Probability is a difficult concept so, let’s first provide a definition. Probability is “the extent to which an event is likely to occur, measured by the ratio of the favorable cases to the whole number of cases possible.” For example, if there is a die on the table, what is the probability of rolling a six on the first try? 16.7% or a one in six chance. Conversely, the probability of not rolling a six is 83.3% or a five in six chance.
Let’s take this a step further and use a popular casino game as our example: American Roulette. Sally walks into the casino and heads to the Roulette wheel. When she gets there, she sees the past five rolls have been red. Sally has $1,000. On the next roll, should she bet on red or black? Was your first reaction black? Most people say black because it must hit at some point, right? The thought that black would come next seems logical; however, what is missed is that rolling five previous red’s is independent of hitting black on the sixth turn. These events are independent of one another, meaning rolling a red before does not affect the odds of rolling a black next – the odd’s stay the same. If Sally were to bet on red she would have a 47.4% chance of winning and the same odds would apply to black regardless of what happened in the past.

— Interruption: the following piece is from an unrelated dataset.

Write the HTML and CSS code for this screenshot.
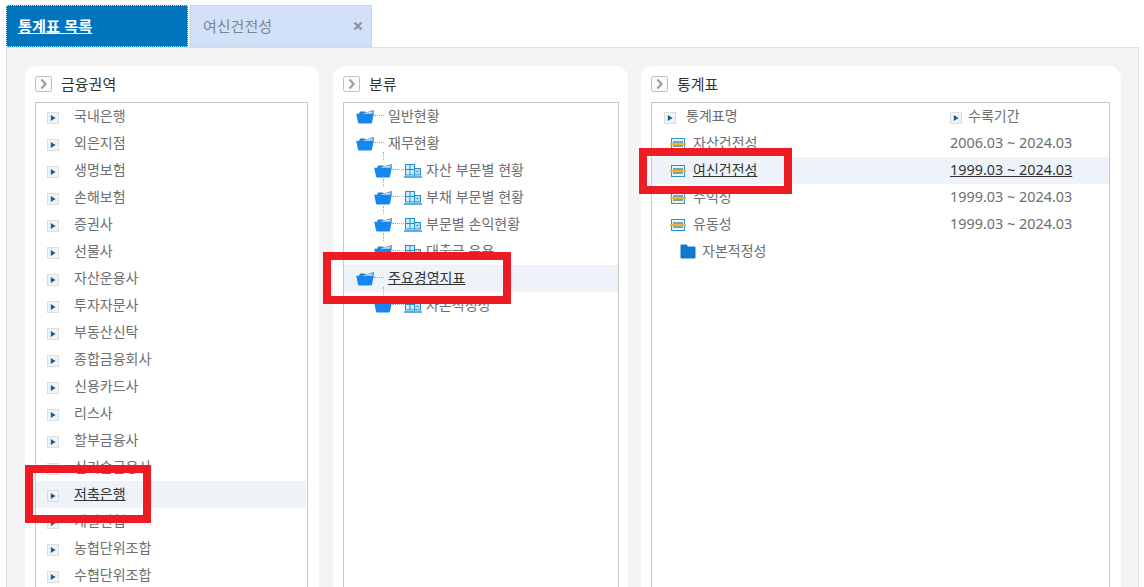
FILE: index.html
```html
<!DOCTYPE html>
<html lang="ko">
<head>
<meta charset="utf-8">
<title>통계표 목록</title>
<link rel="stylesheet" href="styles.css">
</head>
<body>
<svg class="defs" width="0" height="0" aria-hidden="true">
  <symbol id="i-bullet" viewBox="0 0 12 12">
    <rect x=".5" y=".5" width="11" height="11" fill="#f1f4f7" stroke="#dadde1"/>
    <path d="M3.800 3 8.600 6 3.800 9Z" fill="#0f6198"/>
  </symbol>
  <symbol id="i-head" viewBox="0 0 17 16">
    <rect x=".5" y=".5" width="16" height="15" rx="2" fill="#fbfbfb" stroke="#bdbdbd"/>
    <path d="M6.500 3.500 10.500 8 6.500 12.500" fill="none" stroke="#a3a3a3" stroke-width="2.400"/>
  </symbol>
  <symbol id="i-open" viewBox="0 0 18 14">
    <path d="M3 4 4 1.500H9L10 2.500 17.800 0 17.600 4Z" fill="#2c80c0"/>
    <path d="M7 4 8 3 16.800 1.200 16.400 4Z" fill="#c4ddf0"/>
    <path d="M.2 3.800H17.800L16 12.400Q15.800 13.500 14.800 13.500H3.200Q2.200 13.500 2 12.400Z" fill="#1587ee"/>
  </symbol>
  <symbol id="i-closed" viewBox="0 0 16 15">
    <path d="M.5 1.500A1 1 0 0 1 1.500 .5H6.500L8 2.500H14.500A1 1 0 0 1 15.500 3.500V13.500A1 1 0 0 1 14.500 14.500H1.500A1 1 0 0 1 .5 13.500Z" fill="#1078cf"/>
  </symbol>
  <symbol id="i-bldg" viewBox="0 0 18 15">
    <rect x="1.500" y="1.500" width="9" height="10.500" fill="#d6ecfa" stroke="#1f8fd4"/>
    <path d="M6 1.500V12M1.500 6.500H10.500" stroke="#1f8fd4"/>
    <rect x="10.500" y="5.500" width="6" height="6.500" fill="#b9dcf3" stroke="#1f8fd4"/>
    <path d="M12.500 8.500H14.500" stroke="#1f8fd4"/>
    <path d="M0 14H18" stroke="#1f8fd4" stroke-width="1.400"/>
  </symbol>
  <symbol id="i-table" viewBox="0 0 16 12">
    <rect x="1.500" y=".5" width="13" height="11" fill="#e8f4fb" stroke="#2b93cf"/>
    <rect x="3" y="3" width="10" height="6" fill="#7da79c"/>
    <path d="M0 6H16" stroke="#efb13f" stroke-width="2"/>
  </symbol>
  <symbol id="i-x" viewBox="0 0 10 10">
    <path d="M1.500 1.500 8.500 8.500M8.500 1.500 1.500 8.500" fill="none" stroke="#8c979e" stroke-width="2.400"/>
  </symbol>
</svg>

<nav class="tabs">
  <a class="tab tab-active">통계표 목록</a>
  <a class="tab tab-idle"><span>여신건전성</span><svg class="i-x"><use href="#i-x"/></svg></a>
</nav>

<main class="board">
  <section class="panel panel-a">
    <h2 class="panel-title"><svg class="i-head"><use href="#i-head"/></svg>금융권역</h2>
    <div class="list">
      <div class="row"><svg class="i-bullet"><use href="#i-bullet"/></svg><span>국내은행</span></div>
      <div class="row"><svg class="i-bullet"><use href="#i-bullet"/></svg><span>외은지점</span></div>
      <div class="row"><svg class="i-bullet"><use href="#i-bullet"/></svg><span>생명보험</span></div>
      <div class="row"><svg class="i-bullet"><use href="#i-bullet"/></svg><span>손해보험</span></div>
      <div class="row"><svg class="i-bullet"><use href="#i-bullet"/></svg><span>증권사</span></div>
      <div class="row"><svg class="i-bullet"><use href="#i-bullet"/></svg><span>선물사</span></div>
      <div class="row"><svg class="i-bullet"><use href="#i-bullet"/></svg><span>자산운용사</span></div>
      <div class="row"><svg class="i-bullet"><use href="#i-bullet"/></svg><span>투자자문사</span></div>
      <div class="row"><svg class="i-bullet"><use href="#i-bullet"/></svg><span>부동산신탁</span></div>
      <div class="row"><svg class="i-bullet"><use href="#i-bullet"/></svg><span>종합금융회사</span></div>
      <div class="row"><svg class="i-bullet"><use href="#i-bullet"/></svg><span>신용카드사</span></div>
      <div class="row"><svg class="i-bullet"><use href="#i-bullet"/></svg><span>리스사</span></div>
      <div class="row"><svg class="i-bullet"><use href="#i-bullet"/></svg><span>할부금융사</span></div>
      <div class="row"><svg class="i-bullet"><use href="#i-bullet"/></svg><span>신기술금융사</span></div>
      <div class="row row-on row-short"><svg class="i-bullet"><use href="#i-bullet"/></svg><span>저축은행</span></div>
      <div class="row"><svg class="i-bullet"><use href="#i-bullet"/></svg><span>개별신협</span></div>
      <div class="row"><svg class="i-bullet"><use href="#i-bullet"/></svg><span>농협단위조합</span></div>
      <div class="row"><svg class="i-bullet"><use href="#i-bullet"/></svg><span>수협단위조합</span></div>
    </div>
  </section>

  <section class="panel panel-b">
    <h2 class="panel-title"><svg class="i-head"><use href="#i-head"/></svg>분류</h2>
    <div class="list">
      <div class="tree"><svg class="i-open"><use href="#i-open"/></svg><i class="dots"></i><span>일반현황</span></div>
      <div class="tree"><svg class="i-open"><use href="#i-open"/></svg><i class="dots"></i><span>재무현황</span></div>
      <div class="tree tree-sub"><svg class="i-open"><use href="#i-open"/></svg><i class="dots dots-long"></i><svg class="i-bldg"><use href="#i-bldg"/></svg><span>자산 부문별 현황</span></div>
      <div class="tree tree-sub"><svg class="i-open"><use href="#i-open"/></svg><i class="dots dots-long"></i><svg class="i-bldg"><use href="#i-bldg"/></svg><span>부채 부문별 현황</span></div>
      <div class="tree tree-sub"><svg class="i-open"><use href="#i-open"/></svg><i class="dots dots-long"></i><svg class="i-bldg"><use href="#i-bldg"/></svg><span>부문별 손익현황</span></div>
      <div class="tree tree-sub"><svg class="i-open"><use href="#i-open"/></svg><i class="dots dots-long"></i><svg class="i-bldg"><use href="#i-bldg"/></svg><span>대출금 운용</span></div>
      <div class="tree row-on"><svg class="i-open"><use href="#i-open"/></svg><i class="dots"></i><span>주요경영지표</span></div>
      <div class="tree tree-sub"><svg class="i-open"><use href="#i-open"/></svg><i class="dots dots-long"></i><svg class="i-bldg"><use href="#i-bldg"/></svg><span>자본적정성</span></div>
    </div>
  </section>

  <section class="panel panel-c">
    <h2 class="panel-title"><svg class="i-head"><use href="#i-head"/></svg>통계표</h2>
    <div class="list">
      <div class="stat stat-head">
        <div class="cell-name"><svg class="i-bullet"><use href="#i-bullet"/></svg><span>통계표명</span></div>
        <div class="cell-date"><svg class="i-bullet"><use href="#i-bullet"/></svg><span>수록기간</span></div>
      </div>
      <div class="stat">
        <div class="cell-name"><svg class="i-table"><use href="#i-table"/></svg><span>자산건전성</span></div>
        <div class="cell-date"><span class="num">2006.03 ~ 2024.03</span></div>
      </div>
      <div class="stat row-on">
        <div class="cell-name"><svg class="i-table"><use href="#i-table"/></svg><span>여신건전성</span></div>
        <div class="cell-date"><span class="num">1999.03 ~ 2024.03</span></div>
      </div>
      <div class="stat">
        <div class="cell-name"><svg class="i-table"><use href="#i-table"/></svg><span>수익성</span></div>
        <div class="cell-date"><span class="num">1999.03 ~ 2024.03</span></div>
      </div>
      <div class="stat">
        <div class="cell-name"><svg class="i-table"><use href="#i-table"/></svg><span>유동성</span></div>
        <div class="cell-date"><span class="num">1999.03 ~ 2024.03</span></div>
      </div>
      <div class="stat">
        <div class="cell-name cell-folder"><svg class="i-closed"><use href="#i-closed"/></svg><span>자본적정성</span></div>
      </div>
    </div>
  </section>
</main>

<div class="mark mark-a"></div>
<div class="mark mark-b"></div>
<div class="mark mark-c"></div>
</body>
</html>
```
FILE: styles.css
```css
* { box-sizing: border-box; }

html, body {
  margin: 0;
  height: 587px;
  overflow: hidden;
  background: #fff;
}

body {
  position: relative;
  padding: 5px 0 0 6px;
  font-family: "Noto Sans CJK KR", "Noto Sans", sans-serif;
  font-size: 14px;
  color: #6e6e6e;
}

.defs { position: absolute; }

.tabs {
  display: flex;
  gap: 2px;
  height: 42px;
}

.tab {
  display: flex;
  align-items: center;
  width: 182px;
  font-size: 15px;
}

.tab span, .tab-active { padding-bottom: 2px; }

.tab-active {
  padding-left: 12px;
  background: #0075bd;
  outline: 1px dotted #bfe0f2;
  outline-offset: -1px;
  color: #fff;
  font-weight: 700;
  font-size: 15.200px;
  text-decoration: underline;
}

.tab-idle {
  justify-content: space-between;
  width: 182px;
  padding: 0 8px 0 12px;
  background: #d2e1f8;
  border: 1px solid #c6d7f0;
  color: #7d868f;
}

.i-x { width: 10px; height: 10px; }

.board {
  display: grid;
  grid-template-columns: 294px 295px 479px;
  column-gap: 14px;
  width: 1133px;
  height: 560px;
  padding: 18px 0 0 18px;
  background: #f3f3f3;
  border: 1px solid #dedede;
}

.panel {
  height: 540px;
  padding: 0 10px;
  background: #fff;
  border: 1px solid #fff;
  border-radius: 12px;
}

.panel-c { margin-left: -1px; }

.panel-title {
  display: flex;
  align-items: center;
  gap: 9px;
  height: 35px;
  margin: 0 -1px;
  padding-bottom: 2px;
  color: #333;
  font-size: 15px;
  font-weight: 400;
}

.i-head { width: 17px; height: 16px; }

.list {
  height: 500px;
  margin: 0 -1px;
  border: 1px solid #c8c8c8;
}

.panel-a .list { margin-right: 0; }
.panel-b .list { margin-right: -2px; }
.panel-c .list { margin-right: 0; }

.row, .tree, .stat {
  height: 27px;
  line-height: 26px;
  white-space: nowrap;
}

.row span, .tree span, .stat span { margin-bottom: 4px; }

.row {
  display: flex;
  align-items: center;
  padding-left: 11px;
}

.row-short { margin-right: 1px; }

.i-bullet {
  flex: none;
  width: 12px;
  height: 12px;
  margin-top: 3px;
}

.row .i-bullet { margin-right: 15px; }

.row-on { background: #eef3fa; color: #333; }
.row-on span { text-decoration: underline; }

.stat .num {
  margin-bottom: 2px;
  font-family: "Noto Sans", sans-serif;
  font-size: 14.400px;
}

.tree {
  position: relative;
  display: flex;
  align-items: center;
  padding-left: 12px;
}

.tree-sub { padding-left: 30px; }

.tree-sub::before {
  content: "";
  position: absolute;
  left: 39px;
  top: -5px;
  height: 8px;
  border-left: 1px dotted #aaa;
}

.i-open { flex: none; width: 18px; height: 14px; }

.dots {
  flex: none;
  width: 10px;
  height: 0;
  margin: -3px 4px 0 0;
  border-top: 1px dotted #aaa;
}

.dots-long { width: 12px; margin-right: 0; }

.i-bldg {
  flex: none;
  width: 18px;
  height: 15px;
  margin-right: 4px;
}

.stat { display: flex; }

.cell-name {
  display: flex;
  align-items: center;
  flex: none;
  width: 298px;
  padding-left: 18px;
}

.stat-head .cell-name { padding-left: 12px; }
.stat-head .i-bullet { margin-right: 10px; }

.cell-date {
  display: flex;
  align-items: center;
}

.stat-head .cell-date .i-bullet { margin-right: 6px; }

.i-table {
  flex: none;
  width: 16px;
  height: 12px;
  margin-right: 7px;
}

.cell-folder { padding-left: 28px; }

.i-closed {
  flex: none;
  width: 16px;
  height: 15px;
  margin-right: 6px;
}

.mark {
  position: absolute;
  border: 8px solid #ed1c24;
}

.mark-a { left: 25px; top: 465px; width: 126px; height: 58px; }
.mark-b { left: 323px; top: 252px; width: 188px; height: 52px; }
.mark-c { left: 639px; top: 148px; width: 153px; height: 46px; }
```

The belief that if something happens more frequently than normal during a given period, it will happen less frequently in the future is known as the gambler’s fallacy. Amos Tversky and Daniel Kahneman proposed the gambler’s fallacy arguing that it is a cognitive bias produced by a psychological heuristic known as the representative heuristic. When people are presented with a probabilistic decision they categorize the situation from relevant experience or localized events. This creates an issue as this heuristic will typically avoid fundamental working of the odds as we witnessed in Sally’s example. As Tversky and Kahneman state “After observing a long run of red on the roulette wheel, for example, most people erroneously believe that black is now due, presumably because the occurrence of black will result in a more representative sequence than the occurrence of an additional red.”
Las Vegas has caught on to our bias’s and has profited handsomely, but Sin City is not the only place where decision making comes down to odds. For example, when attempting to predict future stock market performance, analysts study past data. If one were to examine the S&P 500’s returns over the past 10 years, it would indicate strong performance, but that assessment would misrepresent all of the marketplace’s intricacies over those 10 years. This would be representative bias. Another example of representative bias is justifying an investment in a company due to your loyalty of their product(s) (ex. just because someone loves their Tesla, doesn’t mean Tesla is a good investment). Our propensity to see patterns in data that doesn’t represent the true population can lead us down an irrational path. To improve financial decision making, we must recognize the prevalence of irrational decision making. When presented with probabilistic decisions, we should ask ourselves what bias we have and how is it going to impact our decision making. This is no easy task; we must force ourselves to question our understanding and decisions. If we can do this, then the odds just may be “ever in our favor”.
 In American Roulette there is a zero and a double green zero. This tilts the odds toward the house.
 A heuristic is similar to “rule of thumb” – a set of simplistic rules which govern our decision making.